June 8th - June 15th:
Begin having ODE class interact with ode module. Implement classify_ode, ode_simp, ode_sol_simplicity, dsolve, etc. as per appropriate.
June 16th - June 23rd:
Have minimal implementation of ODE setup and basic solving. Have working solver method that outputs the given ODEs solution (much like Integral's doit).
June 24th - June 30th:
Whilst working on gaining increasing functionality of basic ode solver methods, begin implementation of solving systems of ODEs.
July 1st - July 8th:
Have ODE capable of outputting solutions to basic systems of ODEs, as well as have it output itself when it can not find a solution.
July 9th - July 16th:
Work on expanding to full usage of ode module, and/or expanding the type of problems ode can handle.
July 17th - July 24th:
Work on expanding possible ODE solution output for homogeneous, particular, and initial conditions.
July 25th - July 31st:
Have ODE capable of outputting homogeneous, particular , and initial condition solutions.
August 1st - August 7th:
Expand tests of ODE class and ode module significantly to shake out all the hiding bugs.
August 8th - August 15th:
Run through and polish code.
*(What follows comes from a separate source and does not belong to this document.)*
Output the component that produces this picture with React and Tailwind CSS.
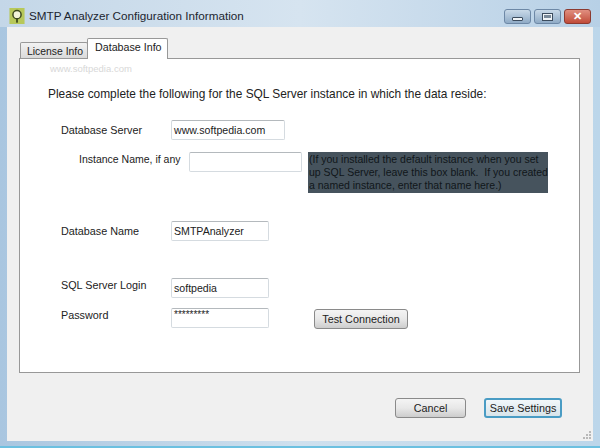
const font = { fontFamily: '"Liberation Sans", Arial, sans-serif' };

function Field({ className = "", children }) {
  return (
    <div className={`h-5 shrink-0 bg-white border border-[#d5dbe0] border-t-[#b4b9bd] rounded-[2px] leading-[18px] pl-[2px] text-[#222] whitespace-nowrap ${className}`}>
      {children}
    </div>
  );
}

function Btn({ className = "", children }) {
  return (
    <div className={`h-5 shrink-0 flex items-center justify-center rounded-[3px] text-[#222] whitespace-nowrap ${className}`}>
      {children}
    </div>
  );
}

const greyBtn = "border border-[#8a8a8a] bg-gradient-to-b from-[#f4f4f4] via-[#e8e8e8] to-[#cdcdcd]";

function WinBtn({ className = "", children }) {
  return (
    <div className={`h-[15px] flex items-center justify-center rounded-[3px] border ${className}`}>
      {children}
    </div>
  );
}

export default function App() {
  return (
    <div style={font} className="w-[600px] h-[448px] overflow-hidden flex flex-col bg-gradient-to-r from-[#a9c6e0] via-[#cfe0ee] to-[#bcd6ea] border-b-2 border-[#6cc0e0]">
      <div className="h-[27px] shrink-0 flex items-center pl-[9px] pr-[9px] pt-[4px] bg-gradient-to-r from-[#c4d7e8] via-[#d6e4f0] to-[#b7d0e6]">
        <svg width="16" height="16" viewBox="0 0 17 18" className="shrink-0">
          <rect x="0" y="0" width="17" height="18" fill="#b7c85a" />
          <circle cx="8.5" cy="7.5" r="4.6" fill="#f2f4d8" stroke="#3d4a1e" strokeWidth="1.7" />
          <rect x="7.5" y="12" width="2" height="4.5" fill="#3d4a1e" />
        </svg>
        <span className="ml-[4px] text-[11.7px] text-[#1c2530] whitespace-nowrap">SMTP Analyzer Configuration Information</span>
        <div className="ml-auto flex gap-[3px] mt-[2px]">
          <WinBtn className="w-[27px] border-[#6d88a6] bg-gradient-to-b from-[#c9d9e8] to-[#8fabc6]">
            <div className="w-[11px] h-[4px] mt-[5px] bg-[#f0f4f7] border border-[#3c4c5e] rounded-[1px]" />
          </WinBtn>
          <WinBtn className="w-[27px] border-[#6d88a6] bg-gradient-to-b from-[#c9d9e8] to-[#8fabc6]">
            <div className="w-[11px] h-[8px] border border-[#3c4c5e] bg-[#f0f4f7] flex items-center justify-center">
              <div className="w-[7px] h-[3px] bg-[#7a8a9a]" />
            </div>
          </WinBtn>
          <WinBtn className="w-[27px] border-[#8c3a30] bg-gradient-to-b from-[#e08f80] to-[#c04a38]">
            <span className="text-[11px] font-bold text-white leading-none">✕</span>
          </WinBtn>
        </div>
      </div>

      <div className="flex-1 mx-[7px] mb-[5px] bg-[#f0f0f0] px-[12px] pt-[11px] flex flex-col min-h-0 relative">
        <div className="h-[20px] flex items-end pl-[1px] shrink-0">
          <div className="h-[17px] w-[68px] mb-[-1px] border border-[#989898] border-b-0 rounded-t-[2px] bg-gradient-to-b from-[#f2f2f2] to-[#d8d8d8] text-[10.4px] leading-[17px] pl-[6px] text-[#222] whitespace-nowrap">License Info</div>
          <div className="h-[21px] w-[81px] ml-[-1px] mb-[-1px] z-10 border border-[#989898] border-b-0 rounded-t-[2px] bg-white text-[10.7px] leading-[17px] pl-[7px] text-[#222] whitespace-nowrap">Database Info</div>
        </div>
        <div className="h-[315px] w-[561px] shrink-0 bg-white border border-[#989898] pl-[28px]">
          <div className="h-[14px] pl-[2px] mt-[3px] text-[9.5px] leading-[14px] text-[#d8d8d8] whitespace-nowrap">www.softpedia.com</div>
          <div className="mt-[10px] text-[11.9px] leading-[16px] text-[#222] whitespace-nowrap">Please complete the following for the SQL Server instance in which the data reside:</div>

          <div className="flex items-center mt-[18px] ml-[13px] text-[10.8px]">
            <span className="w-[110px] text-[#222] whitespace-nowrap">Database Server</span>
            <Field className="w-[114px] text-[10.6px]">www.softpedia.com</Field>
          </div>

          <div className="flex items-start mt-[12px] ml-[31px] text-[10.5px]">
            <span className="w-[110px] leading-[14px] text-[#222] whitespace-nowrap">Instance Name, if any</span>
            <Field className="w-[113px]" />
            <div className="ml-[6px] w-[240px] h-[41px] bg-[#46535d] text-[10.5px] leading-[13px] text-[#10161a] pl-[1px] pt-[1px] whitespace-pre">{"(If you installed the default instance when you set\nup SQL Server, leave this box blank.  If you created\na named instance, enter that name here.)"}</div>
          </div>

          <div className="flex items-center mt-[28px] ml-[13px] text-[10.8px]">
            <span className="w-[110px] text-[#222] whitespace-nowrap">Database Name</span>
            <Field className="w-[98px] text-[10.6px]">SMTPAnalyzer</Field>
          </div>

          <div className="flex items-start mt-[37px] ml-[13px] text-[10.8px]">
            <span className="w-[110px] leading-[14px] text-[#222] whitespace-nowrap">SQL Server Login</span>
            <Field className="w-[98px] text-[10.6px]">softpedia</Field>
          </div>

          <div className="flex items-start mt-[10px] ml-[13px] text-[10.8px]">
            <span className="w-[110px] leading-[14px] text-[#222] whitespace-nowrap">Password</span>
            <Field className="w-[98px] text-[10px] !leading-[12px]">*********</Field>
            <Btn className={`ml-[45px] mt-[1px] w-[94px] text-[10.8px] ${greyBtn}`}>Test Connection</Btn>
          </div>
        </div>
        <div className="flex shrink-0 mt-[25px] pl-[376px]">
          <Btn className={`w-[71px] text-[10.8px] ${greyBtn}`}>Cancel</Btn>
          <Btn className="ml-[18px] w-[78px] text-[10.8px] border-2 border-[#4a9cc4] bg-gradient-to-b from-[#f2f7fa] to-[#d8e4ea]">Save Settings</Btn>
        </div>
        <svg width="9" height="9" viewBox="0 0 9 9" className="absolute right-[1px] bottom-[1px]">
          <rect x="6" y="0" width="2" height="2" fill="#b8b8b8" />
          <rect x="3" y="3" width="2" height="2" fill="#b8b8b8" />
          <rect x="6" y="3" width="2" height="2" fill="#b8b8b8" />
          <rect x="0" y="6" width="2" height="2" fill="#b8b8b8" />
          <rect x="3" y="6" width="2" height="2" fill="#b8b8b8" />
          <rect x="6" y="6" width="2" height="2" fill="#b8b8b8" />
        </svg>
      </div>
    </div>
  );
}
Expand tests to the limits of the code. Clearly list what ODE class/ode module currently can and can not do.
Submit completed code of ODE class and expanded ode module
Post Summer of Code
After the summer session has ended, assuming all has gone well, I would like to continue expanding the usability of the code, probably at a much slower pace. Perhaps I could work on implementing numerical solutions to ODEs given that have no found solution.